President Donald Trump signed an executive order Friday that will affect the lives of millions of refugees, immigrants and Muslims in the United States and abroad.
The executive order includes a four-month ban on all refugees — with the exception of religious minorities — and a 90-day visa suspension of immigrants and visitors from Muslim-majority countries Iran, Iraq, Libya, Yemen, Sudan, Syria and Somalia.
It also commands the Department of Homeland Security to expedite the implementation of a "biometric entry-exit tracking system" for immigrations in "high-risk countries." According to the Electronic Frontier Foundation, biometric technology paves the way for usage of a database similar to a Muslim registry. For instance, biometric screenings were used for the National Security Entry-Exit Registration System to track, monitor and identify immigrants based on physical and behavioral characteristics.
It doesn't take a policy expert to read between the lines: This executive order is a blatant attempt to prevent Muslim immigrants and refugees from entering the United States.
Is this even legal?
The 1952 Immigration and Nationality Act includes language — clause 212(f) — giving the president full power to ban "any aliens or any class of aliens" as long as the president can prove they are at odds with U.S. interests.
Here is the clause in full:
Whenever the president finds that the entry of any aliens or of any class of aliens into the United States would be detrimental to the interests of the United States, he may by proclamation, and for such period as he shall deem necessary, suspend the entry of all aliens or any class of aliens as immigrants or nonimmigrants, or impose on the entry of aliens any restrictions he may deem to be appropriate.
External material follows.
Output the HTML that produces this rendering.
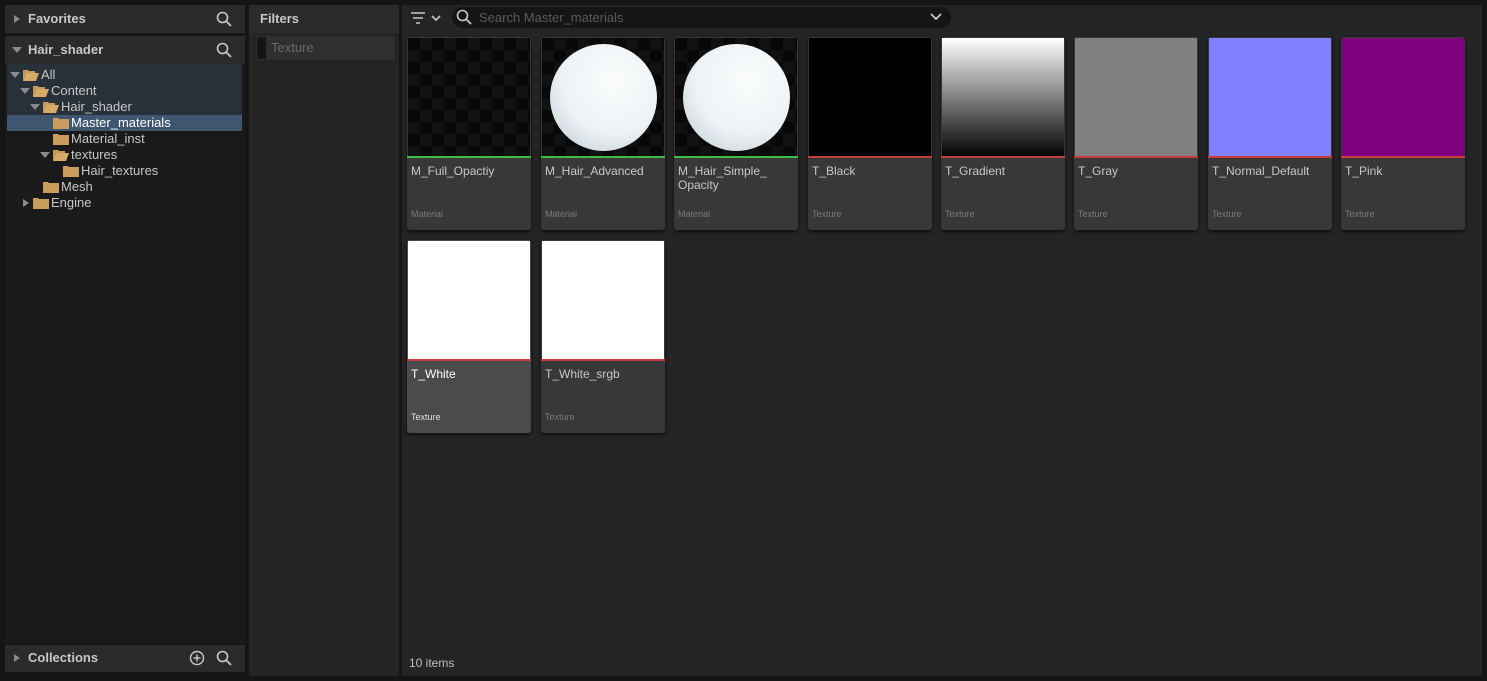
<!DOCTYPE html>
<html><head><meta charset="utf-8"><style>
*{margin:0;padding:0;box-sizing:border-box}
body{width:1487px;height:681px;background:#151515;font-family:"Liberation Sans",sans-serif;position:relative;overflow:hidden;color:#c0c0c0}
.a{position:absolute}
.hdr{background:#2b2b2b;color:#c8c8c8;font-weight:bold;font-size:13px}
.tri{position:absolute;width:0;height:0}
.tr{border-top:4px solid transparent;border-bottom:4px solid transparent;border-left:6px solid #8a8a8a}
.td{border-left:5px solid transparent;border-right:5px solid transparent;border-top:6px solid #8a8a8a}
.row{position:absolute;font-size:13px;color:#c8c8c8;height:16px;line-height:16px}
.card{position:absolute;width:124px;height:193px;background:#383838;border-radius:3px;box-shadow:0 2px 3px rgba(0,0,0,.6)}
.th{position:absolute;left:1px;top:1px;width:122px;height:119px;background:#000}
.ln{position:absolute;left:0;top:119px;width:124px;height:2px}
.nm{position:absolute;left:4px;top:127px;font-size:12px;color:#c8c8c8;line-height:14px}
.ty{position:absolute;left:4px;top:172px;font-size:9px;color:#7a7a7a}
.chk{background-color:#080808;background-image:linear-gradient(45deg,#111 25%,transparent 25%,transparent 75%,#111 75%),linear-gradient(45deg,#111 25%,transparent 25%,transparent 75%,#111 75%);background-size:24px 24px;background-position:0 0,12px 12px}
</style></head><body>
<svg width="0" height="0" style="position:absolute"><defs>
<symbol id="fo" viewBox="0 0 16 12"><path d="M0 1h5l1 1h6v2H3L0 12z" fill="#c49a5c"/><path d="M3 4h13l-3 8H0z" fill="#d6ab68"/></symbol>
<symbol id="fc" viewBox="0 0 16 12"><path d="M0 1h5l1 1h10v10H0z" fill="#c99d5d"/></symbol>
<symbol id="mg" viewBox="0 0 16 16"><circle cx="6.5" cy="6.5" r="5" fill="none" stroke="#c8c8c8" stroke-width="1.6"/><path d="M10 10l5 5" stroke="#c8c8c8" stroke-width="1.8"/></symbol>
</defs></svg>

<div class="a hdr" style="left:5px;top:5px;width:240px;height:28px"></div>
<div class="tri tr" style="left:14px;top:15px"></div>
<div class="a" style="left:28px;top:11px;font-size:13px;font-weight:bold;color:#c8c8c8">Favorites</div>
<svg class="a" style="left:216px;top:11px" width="16" height="16"><use href="#mg"/></svg>
<div class="a hdr" style="left:5px;top:36px;width:240px;height:28px"></div>
<div class="tri td" style="left:12px;top:47px"></div>
<div class="a" style="left:28px;top:42px;font-size:13px;font-weight:bold;color:#c8c8c8">Hair_shader</div>
<svg class="a" style="left:216px;top:42px" width="16" height="16"><use href="#mg"/></svg>
<div class="a" style="left:5px;top:64px;width:240px;height:580px;background:#1a1a1a"></div>
<div class="a" style="left:7px;top:64px;width:235px;height:67px;background:#28303a"></div>
<div class="a" style="left:7px;top:115px;width:235px;height:16px;background:#3e5670"></div>
<div class="tri td" style="left:10px;top:72px"></div><svg class="a" style="left:23px;top:69px" width="16" height="12"><use href="#fo"/></svg><div class="row" style="left:41px;top:67px">All</div>
<div class="tri td" style="left:20px;top:88px"></div><svg class="a" style="left:33px;top:85px" width="16" height="12"><use href="#fo"/></svg><div class="row" style="left:51px;top:83px">Content</div>
<div class="tri td" style="left:30px;top:104px"></div><svg class="a" style="left:43px;top:101px" width="16" height="12"><use href="#fo"/></svg><div class="row" style="left:61px;top:99px">Hair_shader</div>
<svg class="a" style="left:53px;top:117px" width="16" height="12"><use href="#fc"/></svg><div class="row" style="left:71px;top:115px;color:#fff">Master_materials</div>
<svg class="a" style="left:53px;top:133px" width="16" height="12"><use href="#fc"/></svg><div class="row" style="left:71px;top:131px">Material_inst</div>
<div class="tri td" style="left:40px;top:152px"></div><svg class="a" style="left:53px;top:149px" width="16" height="12"><use href="#fo"/></svg><div class="row" style="left:71px;top:147px">textures</div>
<svg class="a" style="left:63px;top:165px" width="16" height="12"><use href="#fc"/></svg><div class="row" style="left:81px;top:163px">Hair_textures</div>
<svg class="a" style="left:43px;top:181px" width="16" height="12"><use href="#fc"/></svg><div class="row" style="left:61px;top:179px">Mesh</div>
<div class="tri tr" style="left:23px;top:199px"></div><svg class="a" style="left:33px;top:197px" width="16" height="12"><use href="#fc"/></svg><div class="row" style="left:51px;top:195px">Engine</div>
<div class="a hdr" style="left:5px;top:645px;width:240px;height:27px"></div>
<div class="tri tr" style="left:14px;top:654px"></div>
<div class="a" style="left:28px;top:650px;font-size:13px;font-weight:bold;color:#c8c8c8">Collections</div>
<svg class="a" style="left:189px;top:650px" width="16" height="16"><circle cx="8" cy="8" r="6.5" fill="none" stroke="#c8c8c8" stroke-width="1.4"/><path d="M8 4.5v7M4.5 8h7" stroke="#c8c8c8" stroke-width="1.4"/></svg>
<svg class="a" style="left:216px;top:650px" width="16" height="16"><use href="#mg"/></svg>

<div class="a" style="left:249px;top:5px;width:150px;height:671px;background:#242424"></div>
<div class="a hdr" style="left:249px;top:5px;width:150px;height:28px"></div>
<div class="a" style="left:260px;top:11px;font-size:13px;font-weight:bold;color:#c8c8c8">Filters</div>
<div class="a" style="left:256px;top:36px;width:139px;height:24px;background:#2f2f2f;border-radius:3px"></div>
<div class="a" style="left:257px;top:37px;width:9px;height:22px;background:#151515;border-radius:3px 0 0 3px"></div>
<div class="a" style="left:271px;top:40px;font-size:13px;color:#6a6a6a">Texture</div>

<div class="a" style="left:402px;top:5px;width:1080px;height:671px;background:#242424"></div>
<svg class="a" style="left:410px;top:11px" width="32" height="14"><path d="M1 2h14M3 7h10M6 12h4" stroke="#c8c8c8" stroke-width="1.6"/><path d="M22 5l4 4 4-4" fill="none" stroke="#c8c8c8" stroke-width="1.6"/></svg>
<div class="a" style="left:452px;top:7px;width:499px;height:21px;background:#151515;border-radius:11px"></div>
<svg class="a" style="left:456px;top:9px" width="16" height="16"><use href="#mg"/></svg>
<div class="a" style="left:479px;top:10px;font-size:13px;color:#5a5a5a">Search Master_materials</div>
<svg class="a" style="left:930px;top:12px" width="12" height="10"><path d="M1 2l5 5 5-5" fill="none" stroke="#c8c8c8" stroke-width="1.8"/></svg>

<div class="card" style="left:407px;top:37px"><div class="th chk"></div><div class="ln" style="background:#3fbf3f"></div><div class="nm">M_Full_Opactiy</div><div class="ty">Material</div></div>
<div class="card" style="left:541px;top:37px"><div class="th chk"><div class="a" style="left:8px;top:6px;width:107px;height:107px;border-radius:50%;background:radial-gradient(circle at 60% 35%,#fafcfd 0,#eef2f4 55%,#b8c8d0 100%)"></div></div><div class="ln" style="background:#3fbf3f"></div><div class="nm">M_Hair_Advanced</div><div class="ty">Material</div></div>
<div class="card" style="left:674px;top:37px"><div class="th chk"><div class="a" style="left:8px;top:6px;width:107px;height:107px;border-radius:50%;background:radial-gradient(circle at 60% 35%,#fafcfd 0,#eef2f4 55%,#b8c8d0 100%)"></div></div><div class="ln" style="background:#3fbf3f"></div><div class="nm">M_Hair_Simple_<br>Opacity</div><div class="ty">Material</div></div>
<div class="card" style="left:808px;top:37px"><div class="th" style="background:#000"></div><div class="ln" style="background:#c83a3a"></div><div class="nm">T_Black</div><div class="ty">Texture</div></div>
<div class="card" style="left:941px;top:37px"><div class="th" style="background:linear-gradient(#fff,#000)"></div><div class="ln" style="background:#c83a3a"></div><div class="nm">T_Gradient</div><div class="ty">Texture</div></div>
<div class="card" style="left:1074px;top:37px"><div class="th" style="background:#808080"></div><div class="ln" style="background:#c83a3a"></div><div class="nm">T_Gray</div><div class="ty">Texture</div></div>
<div class="card" style="left:1208px;top:37px"><div class="th" style="background:#8080ff"></div><div class="ln" style="background:#c83a3a"></div><div class="nm">T_Normal_Default</div><div class="ty">Texture</div></div>
<div class="card" style="left:1341px;top:37px"><div class="th" style="background:#7f007f"></div><div class="ln" style="background:#c83a3a"></div><div class="nm">T_Pink</div><div class="ty">Texture</div></div>

<div class="card" style="left:407px;top:240px;background:#4b4b4b"><div class="th" style="background:#fff"></div><div class="ln" style="background:#c83a3a"></div><div class="nm" style="color:#fff">T_White</div><div class="ty" style="color:#e0e0e0">Texture</div></div>
<div class="card" style="left:541px;top:240px"><div class="th" style="background:#fff"></div><div class="ln" style="background:#c83a3a"></div><div class="nm">T_White_srgb</div><div class="ty">Texture</div></div>

<div class="a" style="left:409px;top:656px;font-size:12px;color:#c0c0c0">10 items</div>
</body></html>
In layman's terms, Trump can indeed ban or create entry restrictions against any immigrant at any time, so long as he argues they pose a risk to U.S. interests. The Trump administration made this clear in the title of its executive order: "Protecting the Nation from Terrorist Attacks by Foreign Nationals."
Here's where it gets interesting.
Congress passed the Immigration and Nationality Act during the second red scare under Harry Truman's administration. Truman, who would've been granted ultimate control of banning whomever he'd like, vetoed the bill, but Congress overrode the veto.
It's not too difficult to compare the current refugee and anti-Muslim hysteria with the McCarthy Era of the late '40s and '50s. The only difference, however, is that the president who dropped the atomic bomb on Hiroshima and Nagasaki had far more compassionate words for refugees than Trump.
"We do not need to be protected against immigrants from these countries — on the contrary, we want to stretch out a helping hand, to save those who have managed to flee into Western Europe, to succor those who are brave enough to escape from barbarism, to welcome and restore them against the day when their countries will, as we hope, be free again," Truman said in his veto message.
Isn't Trump violating the First Amendment?
While the executive order singles out Muslim-majority countries — and Trump has a history of espousing anti-Muslim rhetoric — challenging the executive order on religious discrimination is a hard case to prove.
The executive order restricts all refugees for at least 120 days but offers — not grants — exemption for those who feel persecuted in a country where they are a religious minority. Even so, Trump has full power to limit refugee admissions.
As for visa restrictions, the United States has bombed or "violently intervened" either through economic sanctions or regime change in all seven of the aforementioned countries — eventually resulting in the political instability of Sudan and Iran and the destabilization of war-torn Syria, Yemen, Libya, Iraq and Somalia. The DHS now labels Iran and Sudan as "state sponsors of terrorism" and the other five countries as "areas of concern," according to the Intercept.
Furthermore, the areas where Trump is restricting visas are based on a list of countries restricted under a visa waiver program President Barack Obama signed in February 2016 in the aftermaths of the Paris and San Bernardino attacks. In addition, President George W. Bush signed the 2002 Enhanced Border Security and Visa Reform Act, which contained a clause issuing visa restrictions to immigrants or visitors coming from "state sponsors of terrorism."
Are there ways to challenge Trump's executive order?
Well, some things ordinary Americans can do are stand in solidarity with those affected by the executive order, to organize and call their lawmakers.
Congress would have to create a new bill to either void Trump's executive order or nullify the clause in 212(f) under the Immigration and Nationality Act. Congress would need a two-thirds majority in both the House and Senate in favor of the bill — which Trump could then veto, requiring another two-thirds majority vote to override.
But with the House and Senate under Republican control and without serious pushback against lawmakers from concerned citizens, there's a slim-to-none chance of that happening.
The other option is to wait four years, elect a new president and pressure him or her to sign an executive order that cancels this one. Unfortunately, though, that might be a little too late.
Correction: Feb. 3, 2017
A previous edition of this story misstated the length of the visa suspension mandated in the executive order. While it was initially rumored to be a 30-day suspension, the signed order mandates a 90-day suspension.